┌──

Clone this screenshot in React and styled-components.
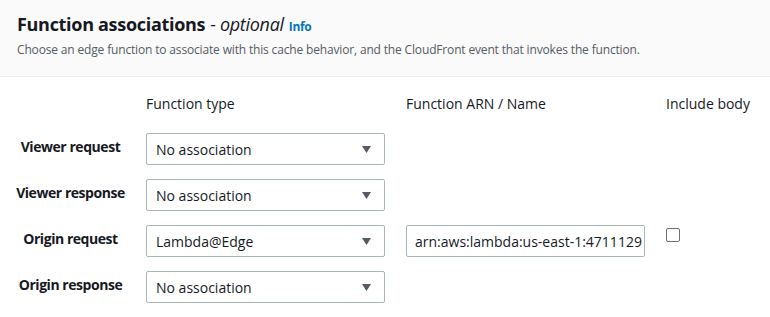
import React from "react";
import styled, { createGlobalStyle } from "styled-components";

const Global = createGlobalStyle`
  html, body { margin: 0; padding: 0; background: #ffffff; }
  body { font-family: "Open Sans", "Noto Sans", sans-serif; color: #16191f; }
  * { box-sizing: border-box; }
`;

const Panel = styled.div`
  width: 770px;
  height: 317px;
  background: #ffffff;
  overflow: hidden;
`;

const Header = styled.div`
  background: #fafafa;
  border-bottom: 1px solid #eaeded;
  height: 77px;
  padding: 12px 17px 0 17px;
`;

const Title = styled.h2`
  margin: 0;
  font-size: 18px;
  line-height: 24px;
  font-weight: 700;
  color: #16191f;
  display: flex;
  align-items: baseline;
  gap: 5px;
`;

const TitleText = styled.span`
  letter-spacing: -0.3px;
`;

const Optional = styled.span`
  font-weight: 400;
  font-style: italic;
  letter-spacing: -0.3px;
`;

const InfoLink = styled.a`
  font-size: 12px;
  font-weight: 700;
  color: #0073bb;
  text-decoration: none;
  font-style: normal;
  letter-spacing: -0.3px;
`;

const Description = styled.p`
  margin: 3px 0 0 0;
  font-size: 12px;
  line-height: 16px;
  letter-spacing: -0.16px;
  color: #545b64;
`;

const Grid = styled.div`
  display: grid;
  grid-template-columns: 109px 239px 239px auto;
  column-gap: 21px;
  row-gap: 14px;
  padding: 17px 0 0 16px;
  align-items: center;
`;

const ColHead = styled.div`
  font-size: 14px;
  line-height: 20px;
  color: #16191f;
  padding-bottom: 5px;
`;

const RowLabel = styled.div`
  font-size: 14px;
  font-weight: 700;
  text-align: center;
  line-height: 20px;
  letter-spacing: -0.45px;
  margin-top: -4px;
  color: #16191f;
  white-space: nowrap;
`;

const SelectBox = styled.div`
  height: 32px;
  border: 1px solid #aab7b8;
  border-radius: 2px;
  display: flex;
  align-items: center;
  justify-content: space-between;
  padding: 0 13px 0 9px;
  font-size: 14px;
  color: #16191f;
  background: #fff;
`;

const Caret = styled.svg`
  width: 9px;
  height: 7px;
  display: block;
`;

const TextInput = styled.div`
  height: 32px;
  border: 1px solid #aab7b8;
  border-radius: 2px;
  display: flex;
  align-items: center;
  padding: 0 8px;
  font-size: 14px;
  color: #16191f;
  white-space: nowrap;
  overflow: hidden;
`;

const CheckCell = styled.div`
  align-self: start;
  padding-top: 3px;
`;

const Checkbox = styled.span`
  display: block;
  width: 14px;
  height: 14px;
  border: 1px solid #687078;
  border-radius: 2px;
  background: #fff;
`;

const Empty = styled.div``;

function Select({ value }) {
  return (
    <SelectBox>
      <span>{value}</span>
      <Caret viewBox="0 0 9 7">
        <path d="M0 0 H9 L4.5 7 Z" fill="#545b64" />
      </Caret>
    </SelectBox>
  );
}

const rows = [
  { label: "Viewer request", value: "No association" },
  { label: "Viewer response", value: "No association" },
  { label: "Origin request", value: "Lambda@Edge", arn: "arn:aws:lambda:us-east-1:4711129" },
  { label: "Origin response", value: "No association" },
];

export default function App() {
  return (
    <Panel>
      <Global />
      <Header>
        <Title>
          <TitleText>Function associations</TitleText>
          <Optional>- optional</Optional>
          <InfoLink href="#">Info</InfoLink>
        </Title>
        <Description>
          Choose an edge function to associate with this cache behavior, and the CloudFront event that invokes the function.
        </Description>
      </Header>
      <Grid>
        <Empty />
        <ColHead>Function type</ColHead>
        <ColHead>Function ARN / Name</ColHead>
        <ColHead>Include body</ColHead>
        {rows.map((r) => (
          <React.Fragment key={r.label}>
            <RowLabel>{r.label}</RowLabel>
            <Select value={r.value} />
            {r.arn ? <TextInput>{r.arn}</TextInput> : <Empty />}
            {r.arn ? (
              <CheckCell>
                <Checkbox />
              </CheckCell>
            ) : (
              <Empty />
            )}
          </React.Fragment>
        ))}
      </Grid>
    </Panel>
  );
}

└──

WRITTEN PROBLEM:
From the material above, reproduce everything verbatim except the pictures.

THE RESPONSE:
Clone this screenshot in React and styled-components.
import React from "react";
import styled, { createGlobalStyle } from "styled-components";

const Global = createGlobalStyle`
  html, body { margin: 0; padding: 0; background: #ffffff; }
  body { font-family: "Open Sans", "Noto Sans", sans-serif; color: #16191f; }
  * { box-sizing: border-box; }
`;

const Panel = styled.div`
  width: 770px;
  height: 317px;
  background: #ffffff;
  overflow: hidden;
`;

const Header = styled.div`
  background: #fafafa;
  border-bottom: 1px solid #eaeded;
  height: 77px;
  padding: 12px 17px 0 17px;
`;

const Title = styled.h2`
  margin: 0;
  font-size: 18px;
  line-height: 24px;
  font-weight: 700;
  color: #16191f;
  display: flex;
  align-items: baseline;
  gap: 5px;
`;

const TitleText = styled.span`
  letter-spacing: -0.3px;
`;

const Optional = styled.span`
  font-weight: 400;
  font-style: italic;
  letter-spacing: -0.3px;
`;

const InfoLink = styled.a`
  font-size: 12px;
  font-weight: 700;
  color: #0073bb;
  text-decoration: none;
  font-style: normal;
  letter-spacing: -0.3px;
`;

const Description = styled.p`
  margin: 3px 0 0 0;
  font-size: 12px;
  line-height: 16px;
  letter-spacing: -0.16px;
  color: #545b64;
`;

const Grid = styled.div`
  display: grid;
  grid-template-columns: 109px 239px 239px auto;
  column-gap: 21px;
  row-gap: 14px;
  padding: 17px 0 0 16px;
  align-items: center;
`;

const ColHead = styled.div`
  font-size: 14px;
  line-height: 20px;
  color: #16191f;
  padding-bottom: 5px;
`;

const RowLabel = styled.div`
  font-size: 14px;
  font-weight: 700;
  text-align: center;
  line-height: 20px;
  letter-spacing: -0.45px;
  margin-top: -4px;
  color: #16191f;
  white-space: nowrap;
`;

const SelectBox = styled.div`
  height: 32px;
  border: 1px solid #aab7b8;
  border-radius: 2px;
  display: flex;
  align-items: center;
  justify-content: space-between;
  padding: 0 13px 0 9px;
  font-size: 14px;
  color: #16191f;
  background: #fff;
`;

const Caret = styled.svg`
  width: 9px;
  height: 7px;
  display: block;
`;

const TextInput = styled.div`
  height: 32px;
  border: 1px solid #aab7b8;
  border-radius: 2px;
  display: flex;
  align-items: center;
  padding: 0 8px;
  font-size: 14px;
  color: #16191f;
  white-space: nowrap;
  overflow: hidden;
`;

const CheckCell = styled.div`
  align-self: start;
  padding-top: 3px;
`;

const Checkbox = styled.span`
  display: block;
  width: 14px;
  height: 14px;
  border: 1px solid #687078;
  border-radius: 2px;
  background: #fff;
`;

const Empty = styled.div``;

function Select({ value }) {
  return (
    <SelectBox>
      <span>{value}</span>
      <Caret viewBox="0 0 9 7">
        <path d="M0 0 H9 L4.5 7 Z" fill="#545b64" />
      </Caret>
    </SelectBox>
  );
}

const rows = [
  { label: "Viewer request", value: "No association" },
  { label: "Viewer response", value: "No association" },
  { label: "Origin request", value: "Lambda@Edge", arn: "arn:aws:lambda:us-east-1:4711129" },
  { label: "Origin response", value: "No association" },
];

export default function App() {
  return (
    <Panel>
      <Global />
      <Header>
        <Title>
          <TitleText>Function associations</TitleText>
          <Optional>- optional</Optional>
          <InfoLink href="#">Info</InfoLink>
        </Title>
        <Description>
          Choose an edge function to associate with this cache behavior, and the CloudFront event that invokes the function.
        </Description>
      </Header>
      <Grid>
        <Empty />
        <ColHead>Function type</ColHead>
        <ColHead>Function ARN / Name</ColHead>
        <ColHead>Include body</ColHead>
        {rows.map((r) => (
          <React.Fragment key={r.label}>
            <RowLabel>{r.label}</RowLabel>
            <Select value={r.value} />
            {r.arn ? <TextInput>{r.arn}</TextInput> : <Empty />}
            {r.arn ? (
              <CheckCell>
                <Checkbox />
              </CheckCell>
            ) : (
              <Empty />
            )}
          </React.Fragment>
        ))}
      </Grid>
    </Panel>
  );
}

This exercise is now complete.